Useful data. Thanks for the link. Pity that for a significant post code cluster eg London, Croydon CR30, CR35 and CR36 which form our Neighbourhood Plan area, it only gives residential mortgage lending. Had hoped to get more accurate business data….that is a real challenge. Who are the local businesses, making contact with them, understanding their employment, skills, needs and so on. Just tried a Mail Chimp approach to 200 and have had just 29 responses after 2 weeks. VAT registration data went off the radar in 2006 at below district level, similarly NOMIS data restricted on enterprises to district level. Experian data on retail spend similarly hard to obtain. For a fee is easy but even where LA’s have access, getting to it for us as Neighbourhood Plan, still a void after several months of requests. Have used Doogle to generate post code maps and lists and slightly armed and dangerous but its murky out there. Come on Govt, if you want communities involved in encouraging and facilitating businesses let us have the tools and access, or funding to help us pay.
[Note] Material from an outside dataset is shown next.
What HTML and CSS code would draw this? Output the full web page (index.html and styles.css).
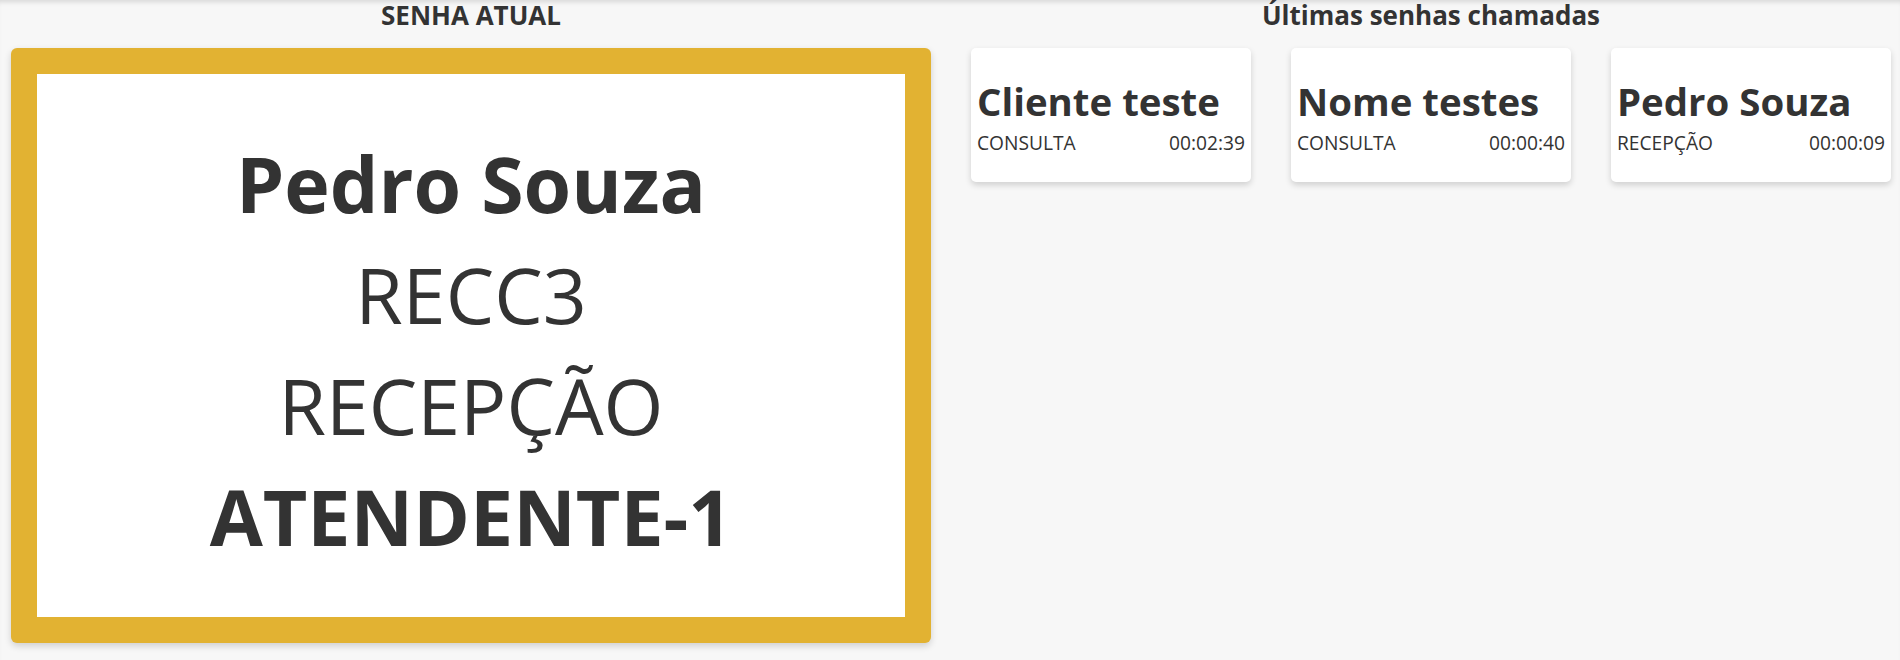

I know that these and similar things may be on your lobby list, in which case where do I sign up to support!
Regards CR3 Forum

Jennifer Tankard
Jennifer Tankard
8 years ago

Hi Chris,

thank you for your comments. Yes, we are continuing to campaign to get access to more and better data. Did you see this explanation of how to analyse the data on CIC’s web site? http://www.communityinvestment.org.uk/?page_id=341 ‘Guide to use Personal lending data at neighbourhood level – a step-by-step guide for how to analysis banking lending data by Birmingham City Council’s Richard Browne’

Things you could do to help include:
Writing to your council asking them to analyse the data for the local area
Write to your local MP asking why better data isn’t available and directing them to CIC.